◆ **DIRECTION**: Quote every line of the data below as it stands, omitting pictures.

....................

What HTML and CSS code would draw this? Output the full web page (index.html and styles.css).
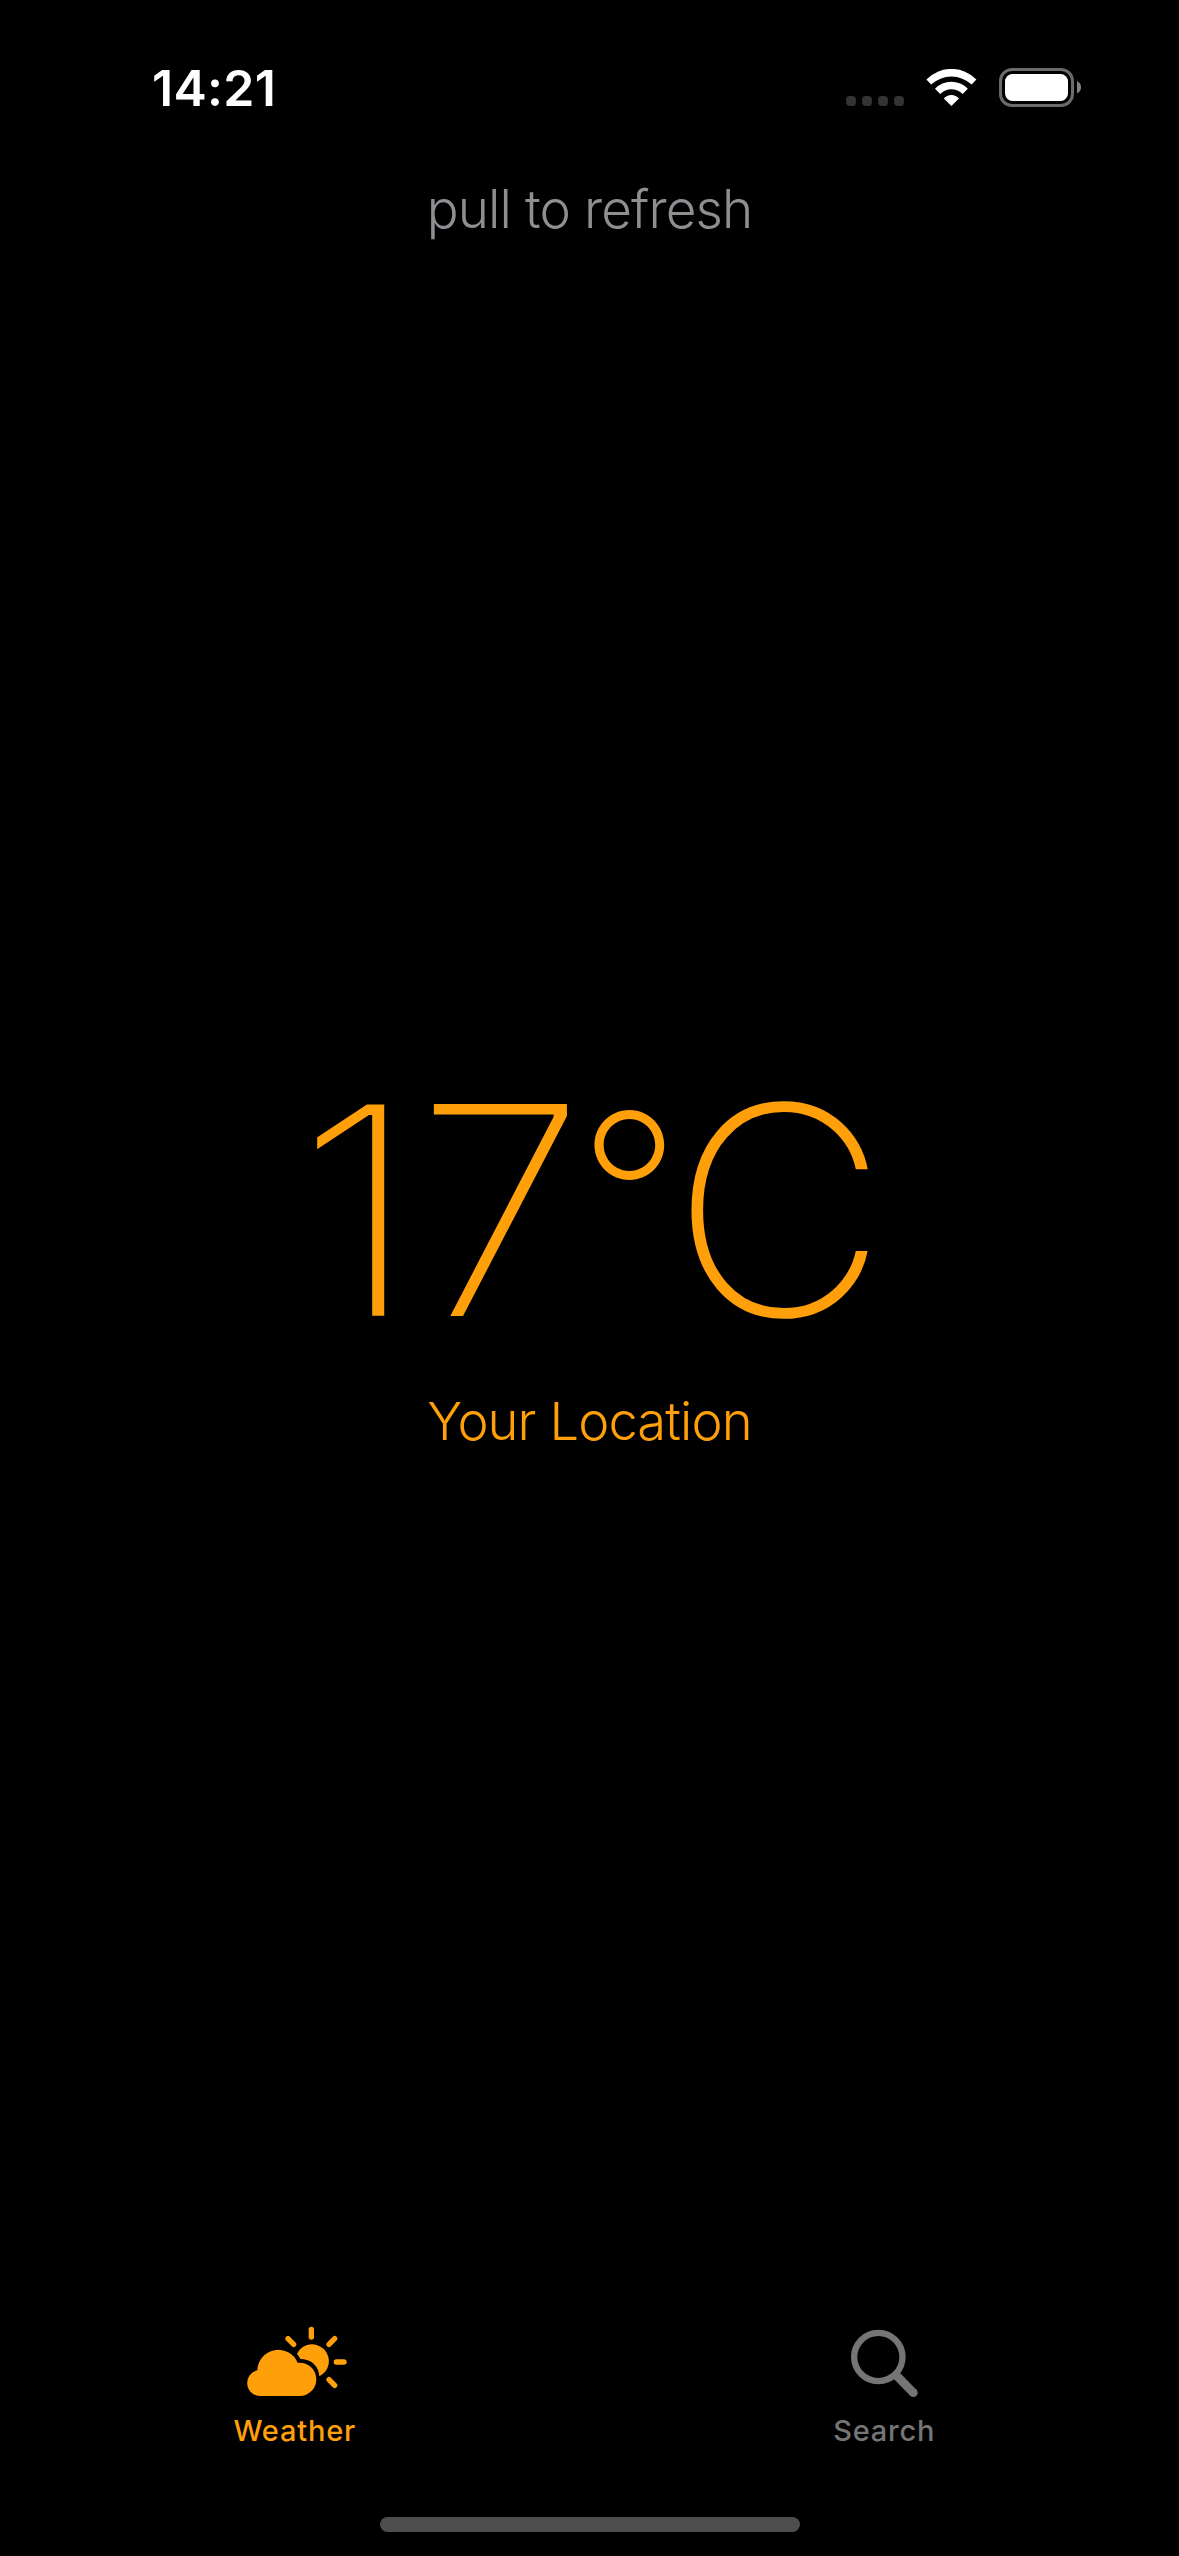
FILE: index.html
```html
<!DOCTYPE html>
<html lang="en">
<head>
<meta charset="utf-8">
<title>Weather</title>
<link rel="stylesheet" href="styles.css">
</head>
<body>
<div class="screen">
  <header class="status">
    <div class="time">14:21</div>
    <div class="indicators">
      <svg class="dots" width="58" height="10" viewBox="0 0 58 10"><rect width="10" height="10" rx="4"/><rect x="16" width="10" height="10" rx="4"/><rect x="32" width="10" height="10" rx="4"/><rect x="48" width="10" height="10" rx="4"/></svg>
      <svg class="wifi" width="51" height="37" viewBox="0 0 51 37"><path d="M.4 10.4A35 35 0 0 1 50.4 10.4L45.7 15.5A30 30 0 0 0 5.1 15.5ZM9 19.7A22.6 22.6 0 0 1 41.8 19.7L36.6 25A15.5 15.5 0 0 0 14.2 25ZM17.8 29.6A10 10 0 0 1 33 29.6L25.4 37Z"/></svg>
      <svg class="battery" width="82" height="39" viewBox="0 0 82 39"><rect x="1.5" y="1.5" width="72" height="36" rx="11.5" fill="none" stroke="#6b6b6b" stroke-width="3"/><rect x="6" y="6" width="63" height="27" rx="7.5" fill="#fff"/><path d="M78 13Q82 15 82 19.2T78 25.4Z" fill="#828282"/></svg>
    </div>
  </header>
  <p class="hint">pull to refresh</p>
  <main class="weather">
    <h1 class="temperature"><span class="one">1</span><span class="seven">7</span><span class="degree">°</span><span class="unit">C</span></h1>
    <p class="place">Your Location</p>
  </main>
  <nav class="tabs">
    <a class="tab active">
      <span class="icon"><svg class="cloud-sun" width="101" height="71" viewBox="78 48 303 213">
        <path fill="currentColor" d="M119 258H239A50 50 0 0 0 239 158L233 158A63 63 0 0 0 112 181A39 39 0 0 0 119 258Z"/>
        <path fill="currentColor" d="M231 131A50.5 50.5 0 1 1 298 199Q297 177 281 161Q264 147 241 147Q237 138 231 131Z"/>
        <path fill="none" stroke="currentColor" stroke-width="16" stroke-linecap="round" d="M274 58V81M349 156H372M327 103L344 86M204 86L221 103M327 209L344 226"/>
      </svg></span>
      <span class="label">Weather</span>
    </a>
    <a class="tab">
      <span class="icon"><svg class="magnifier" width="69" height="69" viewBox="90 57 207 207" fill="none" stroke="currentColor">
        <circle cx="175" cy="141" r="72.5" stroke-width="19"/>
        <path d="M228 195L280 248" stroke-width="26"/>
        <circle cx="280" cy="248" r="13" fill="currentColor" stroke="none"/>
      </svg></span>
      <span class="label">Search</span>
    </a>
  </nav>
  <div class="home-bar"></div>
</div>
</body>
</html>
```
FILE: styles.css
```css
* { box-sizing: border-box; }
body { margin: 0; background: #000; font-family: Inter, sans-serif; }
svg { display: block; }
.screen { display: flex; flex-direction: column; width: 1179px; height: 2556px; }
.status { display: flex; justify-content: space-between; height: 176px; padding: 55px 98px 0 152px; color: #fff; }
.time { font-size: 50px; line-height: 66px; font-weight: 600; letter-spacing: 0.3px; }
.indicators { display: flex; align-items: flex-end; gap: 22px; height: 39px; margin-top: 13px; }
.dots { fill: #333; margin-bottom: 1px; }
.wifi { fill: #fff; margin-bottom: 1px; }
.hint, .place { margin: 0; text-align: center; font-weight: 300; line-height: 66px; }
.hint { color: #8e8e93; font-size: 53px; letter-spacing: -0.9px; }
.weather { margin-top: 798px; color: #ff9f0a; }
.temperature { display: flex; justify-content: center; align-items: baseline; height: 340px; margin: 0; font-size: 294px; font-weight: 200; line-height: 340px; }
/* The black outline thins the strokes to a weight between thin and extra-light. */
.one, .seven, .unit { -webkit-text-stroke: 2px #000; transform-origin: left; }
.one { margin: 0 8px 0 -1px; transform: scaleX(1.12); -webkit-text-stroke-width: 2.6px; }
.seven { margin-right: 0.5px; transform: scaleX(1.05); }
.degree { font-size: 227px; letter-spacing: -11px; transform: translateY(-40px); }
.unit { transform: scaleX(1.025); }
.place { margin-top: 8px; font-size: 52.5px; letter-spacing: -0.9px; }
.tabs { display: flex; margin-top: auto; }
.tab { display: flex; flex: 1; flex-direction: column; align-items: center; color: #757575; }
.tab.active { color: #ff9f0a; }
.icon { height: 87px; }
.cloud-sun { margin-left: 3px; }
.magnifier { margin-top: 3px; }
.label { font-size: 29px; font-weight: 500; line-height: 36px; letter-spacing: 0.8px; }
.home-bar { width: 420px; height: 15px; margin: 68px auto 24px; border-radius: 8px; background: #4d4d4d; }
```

....................

◆ **SOLUTION**:
What HTML and CSS code would draw this? Output the full web page (index.html and styles.css).
FILE: index.html
```html
<!DOCTYPE html>
<html lang="en">
<head>
<meta charset="utf-8">
<title>Weather</title>
<link rel="stylesheet" href="styles.css">
</head>
<body>
<div class="screen">
  <header class="status">
    <div class="time">14:21</div>
    <div class="indicators">
      <svg class="dots" width="58" height="10" viewBox="0 0 58 10"><rect width="10" height="10" rx="4"/><rect x="16" width="10" height="10" rx="4"/><rect x="32" width="10" height="10" rx="4"/><rect x="48" width="10" height="10" rx="4"/></svg>
      <svg class="wifi" width="51" height="37" viewBox="0 0 51 37"><path d="M.4 10.4A35 35 0 0 1 50.4 10.4L45.7 15.5A30 30 0 0 0 5.1 15.5ZM9 19.7A22.6 22.6 0 0 1 41.8 19.7L36.6 25A15.5 15.5 0 0 0 14.2 25ZM17.8 29.6A10 10 0 0 1 33 29.6L25.4 37Z"/></svg>
      <svg class="battery" width="82" height="39" viewBox="0 0 82 39"><rect x="1.5" y="1.5" width="72" height="36" rx="11.5" fill="none" stroke="#6b6b6b" stroke-width="3"/><rect x="6" y="6" width="63" height="27" rx="7.5" fill="#fff"/><path d="M78 13Q82 15 82 19.2T78 25.4Z" fill="#828282"/></svg>
    </div>
  </header>
  <p class="hint">pull to refresh</p>
  <main class="weather">
    <h1 class="temperature"><span class="one">1</span><span class="seven">7</span><span class="degree">°</span><span class="unit">C</span></h1>
    <p class="place">Your Location</p>
  </main>
  <nav class="tabs">
    <a class="tab active">
      <span class="icon"><svg class="cloud-sun" width="101" height="71" viewBox="78 48 303 213">
        <path fill="currentColor" d="M119 258H239A50 50 0 0 0 239 158L233 158A63 63 0 0 0 112 181A39 39 0 0 0 119 258Z"/>
        <path fill="currentColor" d="M231 131A50.5 50.5 0 1 1 298 199Q297 177 281 161Q264 147 241 147Q237 138 231 131Z"/>
        <path fill="none" stroke="currentColor" stroke-width="16" stroke-linecap="round" d="M274 58V81M349 156H372M327 103L344 86M204 86L221 103M327 209L344 226"/>
      </svg></span>
      <span class="label">Weather</span>
    </a>
    <a class="tab">
      <span class="icon"><svg class="magnifier" width="69" height="69" viewBox="90 57 207 207" fill="none" stroke="currentColor">
        <circle cx="175" cy="141" r="72.5" stroke-width="19"/>
        <path d="M228 195L280 248" stroke-width="26"/>
        <circle cx="280" cy="248" r="13" fill="currentColor" stroke="none"/>
      </svg></span>
      <span class="label">Search</span>
    </a>
  </nav>
  <div class="home-bar"></div>
</div>
</body>
</html>
```
FILE: styles.css
```css
* { box-sizing: border-box; }
body { margin: 0; background: #000; font-family: Inter, sans-serif; }
svg { display: block; }
.screen { display: flex; flex-direction: column; width: 1179px; height: 2556px; }
.status { display: flex; justify-content: space-between; height: 176px; padding: 55px 98px 0 152px; color: #fff; }
.time { font-size: 50px; line-height: 66px; font-weight: 600; letter-spacing: 0.3px; }
.indicators { display: flex; align-items: flex-end; gap: 22px; height: 39px; margin-top: 13px; }
.dots { fill: #333; margin-bottom: 1px; }
.wifi { fill: #fff; margin-bottom: 1px; }
.hint, .place { margin: 0; text-align: center; font-weight: 300; line-height: 66px; }
.hint { color: #8e8e93; font-size: 53px; letter-spacing: -0.9px; }
.weather { margin-top: 798px; color: #ff9f0a; }
.temperature { display: flex; justify-content: center; align-items: baseline; height: 340px; margin: 0; font-size: 294px; font-weight: 200; line-height: 340px; }
/* The black outline thins the strokes to a weight between thin and extra-light. */
.one, .seven, .unit { -webkit-text-stroke: 2px #000; transform-origin: left; }
.one { margin: 0 8px 0 -1px; transform: scaleX(1.12); -webkit-text-stroke-width: 2.6px; }
.seven { margin-right: 0.5px; transform: scaleX(1.05); }
.degree { font-size: 227px; letter-spacing: -11px; transform: translateY(-40px); }
.unit { transform: scaleX(1.025); }
.place { margin-top: 8px; font-size: 52.5px; letter-spacing: -0.9px; }
.tabs { display: flex; margin-top: auto; }
.tab { display: flex; flex: 1; flex-direction: column; align-items: center; color: #757575; }
.tab.active { color: #ff9f0a; }
.icon { height: 87px; }
.cloud-sun { margin-left: 3px; }
.magnifier { margin-top: 3px; }
.label { font-size: 29px; font-weight: 500; line-height: 36px; letter-spacing: 0.8px; }
.home-bar { width: 420px; height: 15px; margin: 68px auto 24px; border-radius: 8px; background: #4d4d4d; }
```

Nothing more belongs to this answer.